Stargate has channelled £6m to the UK in the past three years, a large chunk of which appears to have ended up in the Conservative party accounts. The offshore company appears to have alighted on a lawful scheme that circumvents the banning of foreign donations to British political parties.
The 5,200-mile trail from the market square in Belize City to Conservative party headquarters in Westminster is documented in hundreds of balance sheets, share registers and donations records seen by The Sunday Times. All the signs point to it being orchestrated for one man: Lord Ashcroft, the billionaire deputy chairman of the Conservative party.
When Tony Blair came to power in 1997, he pledged to outlaw foreign donations in a drive to make party funding more transparent. The Conservatives faced criticism over a number of controversial donations, including gifts from Octav Botnar, the former boss of Nissan UK who died in 1998; Asil Nadir, the Cypriot businessman who fled Britain after his Polly Peck group failed; and Ashcroft, who was under scrutiny for his overseas donations because he was based in a tax haven.

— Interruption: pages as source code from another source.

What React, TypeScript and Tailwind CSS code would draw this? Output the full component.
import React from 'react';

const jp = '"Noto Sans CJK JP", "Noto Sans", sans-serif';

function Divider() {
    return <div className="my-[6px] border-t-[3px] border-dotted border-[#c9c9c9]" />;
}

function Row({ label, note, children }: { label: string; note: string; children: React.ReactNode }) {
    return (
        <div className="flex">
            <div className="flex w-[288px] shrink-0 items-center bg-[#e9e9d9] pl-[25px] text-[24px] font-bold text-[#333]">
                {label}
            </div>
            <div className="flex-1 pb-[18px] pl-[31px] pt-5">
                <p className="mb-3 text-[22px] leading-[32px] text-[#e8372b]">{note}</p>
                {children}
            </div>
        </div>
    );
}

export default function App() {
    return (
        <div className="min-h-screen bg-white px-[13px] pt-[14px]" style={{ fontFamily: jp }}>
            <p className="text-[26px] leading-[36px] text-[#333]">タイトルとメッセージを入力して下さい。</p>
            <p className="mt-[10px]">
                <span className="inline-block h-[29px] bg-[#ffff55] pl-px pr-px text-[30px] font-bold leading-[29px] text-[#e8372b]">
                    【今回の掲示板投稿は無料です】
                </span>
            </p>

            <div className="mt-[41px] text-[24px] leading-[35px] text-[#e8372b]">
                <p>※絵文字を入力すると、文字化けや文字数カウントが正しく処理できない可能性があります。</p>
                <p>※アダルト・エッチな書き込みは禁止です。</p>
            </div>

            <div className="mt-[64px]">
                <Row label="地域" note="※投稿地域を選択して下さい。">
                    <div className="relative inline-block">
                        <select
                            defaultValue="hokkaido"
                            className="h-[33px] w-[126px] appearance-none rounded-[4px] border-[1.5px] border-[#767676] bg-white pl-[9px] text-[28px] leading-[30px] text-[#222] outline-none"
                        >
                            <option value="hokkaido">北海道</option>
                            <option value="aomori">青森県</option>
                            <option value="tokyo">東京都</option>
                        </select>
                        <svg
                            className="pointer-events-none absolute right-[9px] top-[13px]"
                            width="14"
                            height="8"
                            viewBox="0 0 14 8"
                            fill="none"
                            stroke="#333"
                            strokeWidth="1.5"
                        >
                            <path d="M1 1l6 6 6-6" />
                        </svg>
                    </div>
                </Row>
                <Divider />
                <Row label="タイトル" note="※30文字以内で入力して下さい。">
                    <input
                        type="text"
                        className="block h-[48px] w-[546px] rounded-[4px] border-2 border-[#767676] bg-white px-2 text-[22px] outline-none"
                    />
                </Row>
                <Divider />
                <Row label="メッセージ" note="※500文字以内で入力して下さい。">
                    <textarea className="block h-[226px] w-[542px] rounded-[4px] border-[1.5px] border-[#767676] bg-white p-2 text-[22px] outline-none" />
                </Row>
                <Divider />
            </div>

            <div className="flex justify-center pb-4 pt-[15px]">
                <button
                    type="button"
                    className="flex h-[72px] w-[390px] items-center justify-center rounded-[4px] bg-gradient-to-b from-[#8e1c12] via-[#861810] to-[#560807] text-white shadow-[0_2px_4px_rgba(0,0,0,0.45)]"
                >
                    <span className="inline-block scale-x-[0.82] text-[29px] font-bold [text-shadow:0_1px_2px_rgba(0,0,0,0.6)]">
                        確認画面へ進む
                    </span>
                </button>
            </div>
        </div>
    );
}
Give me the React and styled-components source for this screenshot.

Responsible for the party’s polling and marginal seat strategy, Ashcroft is now one of the most feared and powerful figures in Cameron’s modern and largely voter-friendly party. He is an intriguing character. Partly brought up in Belize where his father was posted as a civil servant, he made his first fortune from a cleaning company he bought in his twenties with a £15,000 loan.
He has a passion for collecting Victoria Cross medals. A generous donor to the Conservatives, Ashcroft, who still has extensive business interests in Belize, was appointed party treasurer in 1998. He was initially blocked for a peerage, but was made a peer in 2000 on the condition that he would become resident in the UK and hence start paying British taxes.

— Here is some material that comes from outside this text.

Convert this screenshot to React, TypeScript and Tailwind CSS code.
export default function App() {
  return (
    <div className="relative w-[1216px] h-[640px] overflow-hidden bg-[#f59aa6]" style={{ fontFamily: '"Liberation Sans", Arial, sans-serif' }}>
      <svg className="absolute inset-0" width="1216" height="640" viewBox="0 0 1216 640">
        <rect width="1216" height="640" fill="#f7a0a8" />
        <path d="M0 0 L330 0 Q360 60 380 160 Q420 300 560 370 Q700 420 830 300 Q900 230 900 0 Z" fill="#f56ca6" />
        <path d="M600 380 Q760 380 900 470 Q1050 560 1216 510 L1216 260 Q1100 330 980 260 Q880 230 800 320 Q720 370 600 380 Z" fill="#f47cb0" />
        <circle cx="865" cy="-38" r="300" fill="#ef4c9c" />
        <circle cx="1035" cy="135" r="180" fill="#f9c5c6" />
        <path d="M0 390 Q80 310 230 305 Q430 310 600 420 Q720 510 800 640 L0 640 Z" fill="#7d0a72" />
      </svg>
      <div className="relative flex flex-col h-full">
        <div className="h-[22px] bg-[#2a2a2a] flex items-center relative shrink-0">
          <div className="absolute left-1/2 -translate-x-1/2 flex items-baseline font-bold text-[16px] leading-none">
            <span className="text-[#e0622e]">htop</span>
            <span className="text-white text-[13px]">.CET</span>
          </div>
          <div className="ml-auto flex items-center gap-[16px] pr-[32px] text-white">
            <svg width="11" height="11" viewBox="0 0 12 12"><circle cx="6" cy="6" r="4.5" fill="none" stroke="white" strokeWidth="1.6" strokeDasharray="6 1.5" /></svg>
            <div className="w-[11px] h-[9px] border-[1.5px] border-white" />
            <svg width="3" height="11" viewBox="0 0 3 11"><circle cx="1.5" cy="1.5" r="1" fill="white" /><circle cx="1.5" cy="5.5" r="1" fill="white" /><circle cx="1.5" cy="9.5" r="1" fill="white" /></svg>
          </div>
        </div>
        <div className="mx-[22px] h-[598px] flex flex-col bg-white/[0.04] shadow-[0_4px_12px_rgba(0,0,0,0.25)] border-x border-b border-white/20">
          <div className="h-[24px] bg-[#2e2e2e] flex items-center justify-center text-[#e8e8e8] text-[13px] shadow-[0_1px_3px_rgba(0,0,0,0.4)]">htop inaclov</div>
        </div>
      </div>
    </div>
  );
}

To this day he has not said whether he has honoured that pledge. Ashcroft’s political donations in recent years can be tracked by the records of the Electoral Commission, the watchdog created to maintain the probity of the electoral system.
He was last listed as an individual donor in April 2002, but has since given through Bearwood Corporate Services Ltd (BCS), a small British company which he is said to control. While Michael Howard was Conservative leader, BCS gave £950,000, largely channelled to constituencies.
When Cameron took the helm, the donations increased significantly and have totalled about £3.1m since the end of 2005, including donations in kind. BCS is now the party’s biggest corporate donor. The money is matched by power. Described by one lunch companion as possessing a somewhat unsettling presence and “the most intimidating stare you’ve ever seen”, Ashcroft now presides over a small fiefdom at Conservative central office. He sits on the party’s management board and keeps tight control over campaigns in target marginal seats.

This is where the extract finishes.